O evento, ao longo do seu primeiro dia, também discutiu, em mesas setoriais, estratégias e recomendações para a sustentabilidade da cadeia de valor do açaí, por meio do documento em processo de construção colaborativa intitulado “Caderno de Recomendações para a Sustentabilidade da Cadeia de Valor do Açaí”, fruto do trabalho da rede Diálogos Pró-Açaí empreendido nos últimos anos. As mesas foram realizadas, ainda, no segundo e terceiro dia a partir da construção de estratégias multissetoriais para sua implementação.

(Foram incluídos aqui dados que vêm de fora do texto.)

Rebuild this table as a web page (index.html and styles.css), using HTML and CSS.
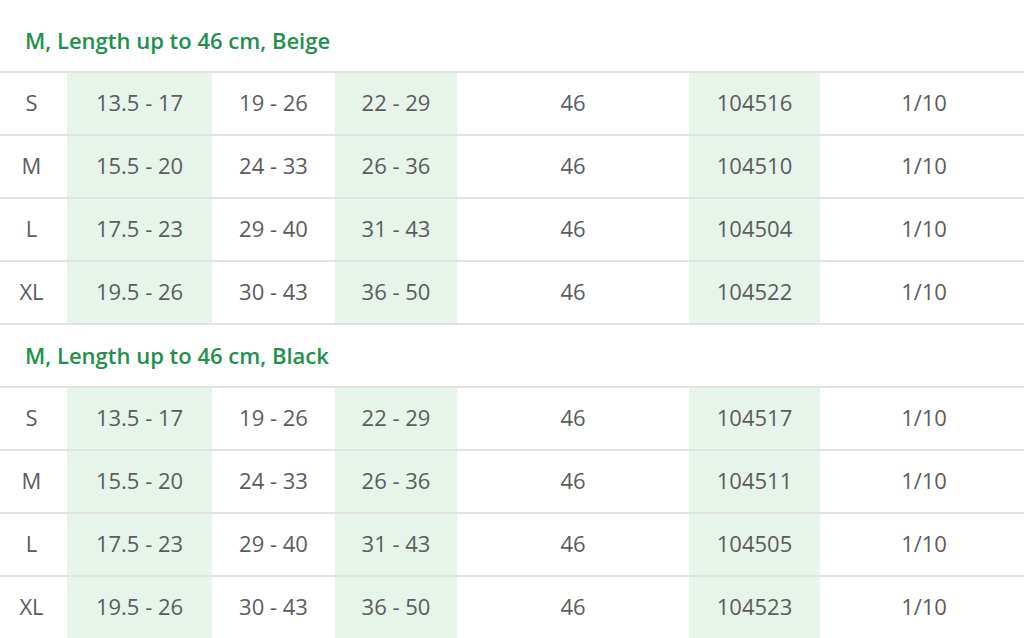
FILE: index.html
```html
<!DOCTYPE html>
<html>
<head>
<meta charset="utf-8">
<link rel="stylesheet" href="styles.css">
</head>
<body>
<table class="sizes">
  <colgroup>
    <col class="c1"><col class="c2 hl"><col class="c3"><col class="c4 hl"><col class="c5"><col class="c6 hl"><col class="c7">
  </colgroup>
  <tbody>
    <tr class="group"><td colspan="7">M, Length up to 46 cm, Beige</td></tr>
    <tr><td class="size">S</td><td class="g">13.5 - 17</td><td>19 - 26</td><td class="g">22 - 29</td><td>46</td><td class="g">104516</td><td>1/10</td></tr>
    <tr><td class="size">M</td><td class="g">15.5 - 20</td><td>24 - 33</td><td class="g">26 - 36</td><td>46</td><td class="g">104510</td><td>1/10</td></tr>
    <tr><td class="size">L</td><td class="g">17.5 - 23</td><td>29 - 40</td><td class="g">31 - 43</td><td>46</td><td class="g">104504</td><td>1/10</td></tr>
    <tr><td class="size">XL</td><td class="g">19.5 - 26</td><td>30 - 43</td><td class="g">36 - 50</td><td>46</td><td class="g">104522</td><td>1/10</td></tr>
    <tr class="group"><td colspan="7">M, Length up to 46 cm, Black</td></tr>
    <tr><td class="size">S</td><td class="g">13.5 - 17</td><td>19 - 26</td><td class="g">22 - 29</td><td>46</td><td class="g">104517</td><td>1/10</td></tr>
    <tr><td class="size">M</td><td class="g">15.5 - 20</td><td>24 - 33</td><td class="g">26 - 36</td><td>46</td><td class="g">104511</td><td>1/10</td></tr>
    <tr><td class="size">L</td><td class="g">17.5 - 23</td><td>29 - 40</td><td class="g">31 - 43</td><td>46</td><td class="g">104505</td><td>1/10</td></tr>
    <tr><td class="size">XL</td><td class="g">19.5 - 26</td><td>30 - 43</td><td class="g">36 - 50</td><td>46</td><td class="g">104523</td><td>1/10</td></tr>
  </tbody>
</table>
</body>
</html>
```
FILE: styles.css
```css
html, body {
  margin: 0;
  padding: 0;
  background: #ffffff;
  overflow: hidden;
}
body {
  padding-top: 10px;
  font-family: "Open Sans", "DejaVu Sans", sans-serif;
}
.sizes {
  border-collapse: collapse;
  table-layout: fixed;
  width: 1028px;
}
.c1 { width: 67px; }
.c2 { width: 145px; }
.c3 { width: 123px; }
.c4 { width: 122px; }
.c5 { width: 232px; }
.c6 { width: 131px; }
.c7 { width: 208px; }
.sizes td {
  height: 58px;
  padding: 0 0 3px 0;
  text-align: center;
  vertical-align: middle;
  font-size: 22px;
  color: #5c5c5c;
  border-bottom: 2px solid #e2e2e2;
}
.sizes td.size {
  padding-right: 4px;
}
.sizes td.g {
  background: #e6f4ea;
}
.sizes tr.group td {
  text-align: left;
  padding-left: 25px;
  font-size: 22px;
  font-weight: 600;
  color: #22904b;
  padding-bottom: 2px;
  height: 59px;
}
```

A publicação deve ser lançada ainda em 2023.

Diálogos Pró Açaí

A rede setorial multiatores Diálogos Pró-Açaí foi criada em 2018 para promover debate qualificado em prol do fortalecimento e da sustentabilidade desta importante cadeia da sociobiodiversidade. A iniciativa se originou do projeto Mercados Verdes e Consumo Sustentável, uma parceria com o Ministério do Desenvolvimento Agrário e Agricultura Familiar (MDA) e a Cooperação Alemã para o Desenvolvimento Sustentável (GIZ), contando com o apoio do Instituto Terroá. Atualmente, o projeto Bioeconomia e Cadeias de Valor apoia a iniciativa.